### What you need to do
Using the material below, print a verbatim copy of every line from the one containing "Rebuild this screenshot" through the one containing "import React from 'react';", inclusive, and omit the pictures.

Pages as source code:
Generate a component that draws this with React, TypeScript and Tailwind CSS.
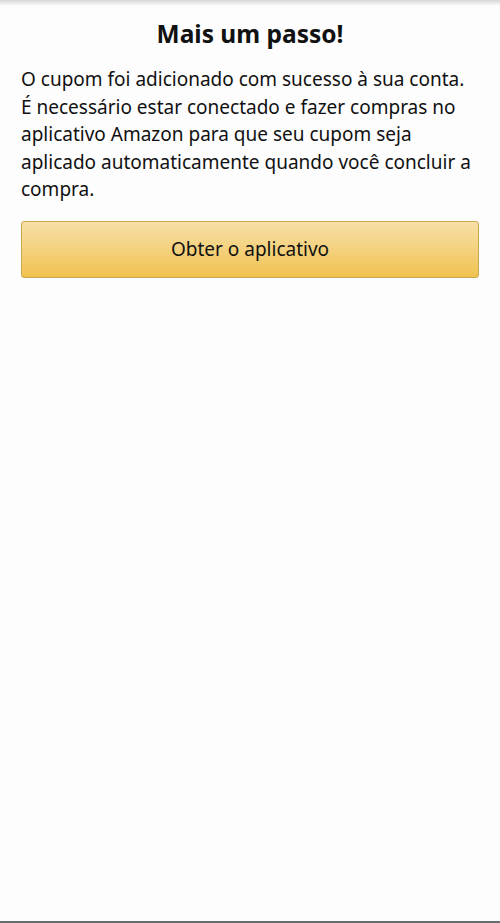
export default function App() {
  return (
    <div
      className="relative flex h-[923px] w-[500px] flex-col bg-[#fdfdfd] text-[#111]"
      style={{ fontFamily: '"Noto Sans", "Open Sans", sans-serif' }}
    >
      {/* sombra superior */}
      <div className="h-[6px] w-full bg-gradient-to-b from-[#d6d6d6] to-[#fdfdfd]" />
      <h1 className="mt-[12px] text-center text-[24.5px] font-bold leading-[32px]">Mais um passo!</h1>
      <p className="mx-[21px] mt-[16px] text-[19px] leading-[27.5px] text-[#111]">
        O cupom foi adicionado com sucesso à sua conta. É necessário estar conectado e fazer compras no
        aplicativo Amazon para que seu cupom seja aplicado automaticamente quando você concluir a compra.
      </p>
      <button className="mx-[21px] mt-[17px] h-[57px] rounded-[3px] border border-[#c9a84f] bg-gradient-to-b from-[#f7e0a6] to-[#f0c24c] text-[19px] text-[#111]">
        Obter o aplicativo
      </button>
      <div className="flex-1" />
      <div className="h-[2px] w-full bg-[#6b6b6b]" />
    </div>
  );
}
...
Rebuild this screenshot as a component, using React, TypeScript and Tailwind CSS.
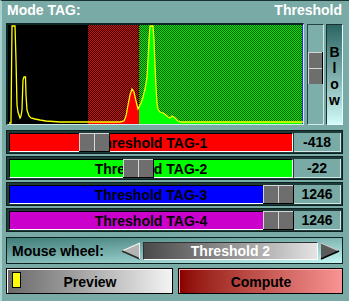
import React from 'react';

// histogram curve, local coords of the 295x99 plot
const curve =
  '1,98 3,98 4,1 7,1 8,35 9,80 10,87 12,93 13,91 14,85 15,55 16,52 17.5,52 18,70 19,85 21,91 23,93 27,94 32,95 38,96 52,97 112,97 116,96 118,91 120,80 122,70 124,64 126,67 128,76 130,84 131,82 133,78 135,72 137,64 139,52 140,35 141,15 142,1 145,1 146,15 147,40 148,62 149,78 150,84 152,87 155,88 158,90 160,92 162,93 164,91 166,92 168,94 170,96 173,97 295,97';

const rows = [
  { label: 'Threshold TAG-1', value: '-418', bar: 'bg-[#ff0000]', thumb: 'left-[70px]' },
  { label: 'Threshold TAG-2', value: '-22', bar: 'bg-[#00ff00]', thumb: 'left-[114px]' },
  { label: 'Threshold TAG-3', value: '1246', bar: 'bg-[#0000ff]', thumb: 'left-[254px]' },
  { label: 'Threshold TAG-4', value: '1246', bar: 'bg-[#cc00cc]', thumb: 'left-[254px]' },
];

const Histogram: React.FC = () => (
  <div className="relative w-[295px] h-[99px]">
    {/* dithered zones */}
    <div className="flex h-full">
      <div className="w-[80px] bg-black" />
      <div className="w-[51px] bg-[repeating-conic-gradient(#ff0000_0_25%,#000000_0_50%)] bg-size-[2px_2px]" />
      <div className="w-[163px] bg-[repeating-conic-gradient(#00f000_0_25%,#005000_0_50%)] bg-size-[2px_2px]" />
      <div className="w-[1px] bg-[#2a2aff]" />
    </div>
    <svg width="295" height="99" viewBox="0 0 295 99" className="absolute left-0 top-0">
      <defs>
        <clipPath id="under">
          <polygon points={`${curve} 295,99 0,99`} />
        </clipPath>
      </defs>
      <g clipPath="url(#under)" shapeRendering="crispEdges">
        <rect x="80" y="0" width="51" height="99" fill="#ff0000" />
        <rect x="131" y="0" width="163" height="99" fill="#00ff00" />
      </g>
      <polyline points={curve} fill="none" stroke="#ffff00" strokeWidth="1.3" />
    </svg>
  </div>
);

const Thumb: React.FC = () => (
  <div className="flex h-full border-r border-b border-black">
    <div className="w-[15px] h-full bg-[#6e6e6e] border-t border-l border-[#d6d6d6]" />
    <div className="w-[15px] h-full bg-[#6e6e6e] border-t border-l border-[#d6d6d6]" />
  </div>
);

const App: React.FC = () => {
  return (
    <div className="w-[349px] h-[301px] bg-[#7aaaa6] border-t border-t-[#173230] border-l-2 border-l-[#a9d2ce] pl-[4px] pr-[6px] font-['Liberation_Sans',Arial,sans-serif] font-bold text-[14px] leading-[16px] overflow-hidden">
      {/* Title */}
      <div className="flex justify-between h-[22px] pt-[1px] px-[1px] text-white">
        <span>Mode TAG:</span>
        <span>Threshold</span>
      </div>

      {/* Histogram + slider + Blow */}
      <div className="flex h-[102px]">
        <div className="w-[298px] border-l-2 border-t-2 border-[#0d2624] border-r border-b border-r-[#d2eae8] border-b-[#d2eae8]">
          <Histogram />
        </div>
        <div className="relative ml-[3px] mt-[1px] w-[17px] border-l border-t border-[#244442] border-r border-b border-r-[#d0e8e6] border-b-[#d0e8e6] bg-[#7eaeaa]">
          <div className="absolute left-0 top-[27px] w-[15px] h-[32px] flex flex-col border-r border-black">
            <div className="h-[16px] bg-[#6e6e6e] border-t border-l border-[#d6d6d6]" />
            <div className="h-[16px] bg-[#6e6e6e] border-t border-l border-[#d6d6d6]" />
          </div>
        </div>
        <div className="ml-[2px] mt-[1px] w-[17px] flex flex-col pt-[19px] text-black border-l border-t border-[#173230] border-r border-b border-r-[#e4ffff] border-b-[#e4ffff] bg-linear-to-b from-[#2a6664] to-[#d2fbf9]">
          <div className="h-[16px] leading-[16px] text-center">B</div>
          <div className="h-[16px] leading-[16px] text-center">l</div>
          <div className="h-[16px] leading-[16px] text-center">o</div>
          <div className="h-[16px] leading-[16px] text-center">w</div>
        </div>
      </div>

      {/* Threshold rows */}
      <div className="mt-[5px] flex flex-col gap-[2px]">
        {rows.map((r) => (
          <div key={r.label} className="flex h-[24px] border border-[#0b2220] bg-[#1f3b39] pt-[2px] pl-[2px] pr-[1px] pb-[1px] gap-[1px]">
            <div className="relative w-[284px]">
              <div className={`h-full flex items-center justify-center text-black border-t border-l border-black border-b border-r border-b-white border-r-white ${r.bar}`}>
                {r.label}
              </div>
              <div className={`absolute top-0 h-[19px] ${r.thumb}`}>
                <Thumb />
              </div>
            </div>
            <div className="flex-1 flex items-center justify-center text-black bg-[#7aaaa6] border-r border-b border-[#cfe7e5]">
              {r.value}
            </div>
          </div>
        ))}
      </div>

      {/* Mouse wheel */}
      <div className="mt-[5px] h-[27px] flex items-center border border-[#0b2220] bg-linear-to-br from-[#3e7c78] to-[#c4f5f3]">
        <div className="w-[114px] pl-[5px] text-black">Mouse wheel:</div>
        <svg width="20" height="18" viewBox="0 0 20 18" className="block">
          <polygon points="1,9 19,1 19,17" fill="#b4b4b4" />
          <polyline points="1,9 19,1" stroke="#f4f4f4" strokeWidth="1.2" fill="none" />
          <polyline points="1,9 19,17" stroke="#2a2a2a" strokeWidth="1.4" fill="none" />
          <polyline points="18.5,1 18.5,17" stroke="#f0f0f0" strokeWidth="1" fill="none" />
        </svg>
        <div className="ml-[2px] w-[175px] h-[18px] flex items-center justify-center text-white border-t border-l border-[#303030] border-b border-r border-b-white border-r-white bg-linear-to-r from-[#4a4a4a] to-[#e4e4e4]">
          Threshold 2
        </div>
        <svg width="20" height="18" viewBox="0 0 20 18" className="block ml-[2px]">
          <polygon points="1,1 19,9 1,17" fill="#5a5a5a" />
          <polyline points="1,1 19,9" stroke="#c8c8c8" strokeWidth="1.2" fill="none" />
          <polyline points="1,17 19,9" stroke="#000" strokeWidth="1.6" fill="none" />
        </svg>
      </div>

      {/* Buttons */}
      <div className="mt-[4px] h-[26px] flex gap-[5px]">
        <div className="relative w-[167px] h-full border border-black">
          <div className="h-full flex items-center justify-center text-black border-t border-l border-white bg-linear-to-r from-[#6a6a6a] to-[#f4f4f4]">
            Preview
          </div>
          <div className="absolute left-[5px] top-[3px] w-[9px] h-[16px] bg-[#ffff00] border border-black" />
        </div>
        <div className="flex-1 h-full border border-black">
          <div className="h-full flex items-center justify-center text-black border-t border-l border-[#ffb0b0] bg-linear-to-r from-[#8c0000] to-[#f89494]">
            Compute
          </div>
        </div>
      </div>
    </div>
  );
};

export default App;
--
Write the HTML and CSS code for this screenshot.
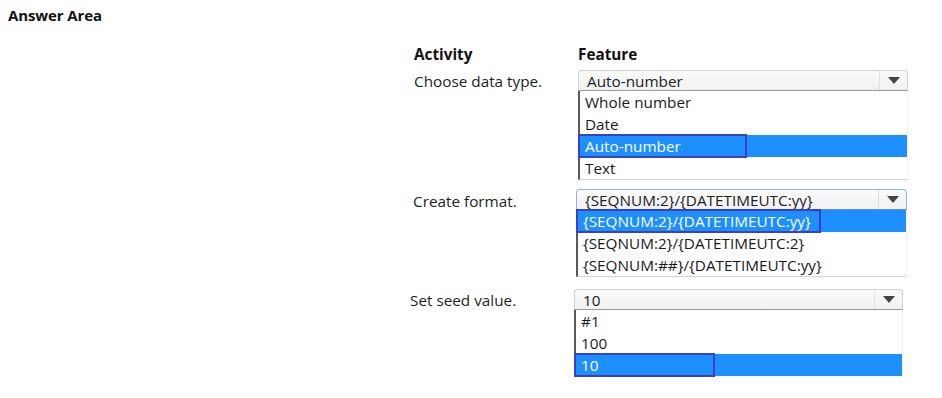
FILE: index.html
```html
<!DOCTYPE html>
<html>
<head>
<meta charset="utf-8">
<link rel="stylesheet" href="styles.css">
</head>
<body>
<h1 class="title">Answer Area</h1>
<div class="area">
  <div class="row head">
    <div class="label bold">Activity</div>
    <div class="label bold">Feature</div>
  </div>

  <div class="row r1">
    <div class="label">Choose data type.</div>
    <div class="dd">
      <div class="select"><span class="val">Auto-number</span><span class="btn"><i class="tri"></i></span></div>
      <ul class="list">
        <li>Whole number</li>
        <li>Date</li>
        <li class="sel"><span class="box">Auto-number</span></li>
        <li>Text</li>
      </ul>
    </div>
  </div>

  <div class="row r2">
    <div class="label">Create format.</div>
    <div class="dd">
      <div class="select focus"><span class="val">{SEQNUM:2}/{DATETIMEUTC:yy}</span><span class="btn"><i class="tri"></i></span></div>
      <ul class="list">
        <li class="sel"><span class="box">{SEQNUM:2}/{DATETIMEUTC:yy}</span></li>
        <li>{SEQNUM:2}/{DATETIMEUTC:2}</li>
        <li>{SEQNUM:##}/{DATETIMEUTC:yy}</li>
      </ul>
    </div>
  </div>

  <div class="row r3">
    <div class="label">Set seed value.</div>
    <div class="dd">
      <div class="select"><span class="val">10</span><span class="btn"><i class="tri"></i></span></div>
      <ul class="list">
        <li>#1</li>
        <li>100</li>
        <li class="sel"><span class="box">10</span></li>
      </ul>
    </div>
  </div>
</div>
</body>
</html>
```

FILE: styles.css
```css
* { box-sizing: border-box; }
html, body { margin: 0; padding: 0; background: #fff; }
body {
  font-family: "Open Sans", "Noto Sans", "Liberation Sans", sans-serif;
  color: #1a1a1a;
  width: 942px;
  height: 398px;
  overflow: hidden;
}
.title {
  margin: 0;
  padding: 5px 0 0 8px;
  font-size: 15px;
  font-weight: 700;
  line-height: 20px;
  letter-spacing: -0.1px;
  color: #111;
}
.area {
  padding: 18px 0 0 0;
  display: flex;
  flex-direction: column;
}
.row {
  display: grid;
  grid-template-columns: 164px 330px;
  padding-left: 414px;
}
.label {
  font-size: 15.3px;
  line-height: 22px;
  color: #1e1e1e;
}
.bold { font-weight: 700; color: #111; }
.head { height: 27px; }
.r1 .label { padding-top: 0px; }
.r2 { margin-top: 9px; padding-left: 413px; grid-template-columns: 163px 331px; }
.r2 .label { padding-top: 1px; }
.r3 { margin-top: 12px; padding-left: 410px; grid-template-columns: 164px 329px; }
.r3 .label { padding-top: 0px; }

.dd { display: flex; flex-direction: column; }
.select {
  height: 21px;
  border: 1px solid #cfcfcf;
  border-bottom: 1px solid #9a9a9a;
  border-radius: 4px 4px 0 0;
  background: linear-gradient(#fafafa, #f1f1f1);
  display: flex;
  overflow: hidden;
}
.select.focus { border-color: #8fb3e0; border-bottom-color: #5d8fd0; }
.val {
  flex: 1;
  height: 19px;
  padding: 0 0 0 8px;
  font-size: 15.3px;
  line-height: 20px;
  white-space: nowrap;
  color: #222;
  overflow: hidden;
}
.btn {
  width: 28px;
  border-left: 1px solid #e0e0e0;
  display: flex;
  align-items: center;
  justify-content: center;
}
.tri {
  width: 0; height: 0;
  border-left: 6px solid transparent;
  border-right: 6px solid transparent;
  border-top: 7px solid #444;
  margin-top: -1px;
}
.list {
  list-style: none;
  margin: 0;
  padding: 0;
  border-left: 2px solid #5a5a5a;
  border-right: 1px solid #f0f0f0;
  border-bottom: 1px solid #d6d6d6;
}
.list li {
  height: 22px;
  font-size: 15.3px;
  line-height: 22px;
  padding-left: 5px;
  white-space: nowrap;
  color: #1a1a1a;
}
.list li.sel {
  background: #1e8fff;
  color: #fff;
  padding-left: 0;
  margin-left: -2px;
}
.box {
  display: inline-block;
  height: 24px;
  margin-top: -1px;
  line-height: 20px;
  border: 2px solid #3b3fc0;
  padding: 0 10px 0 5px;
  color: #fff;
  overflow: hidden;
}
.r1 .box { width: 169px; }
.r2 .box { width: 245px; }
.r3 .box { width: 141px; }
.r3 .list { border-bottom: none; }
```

### Complete response
Rebuild this screenshot as a component, using React, TypeScript and Tailwind CSS.
import React from 'react';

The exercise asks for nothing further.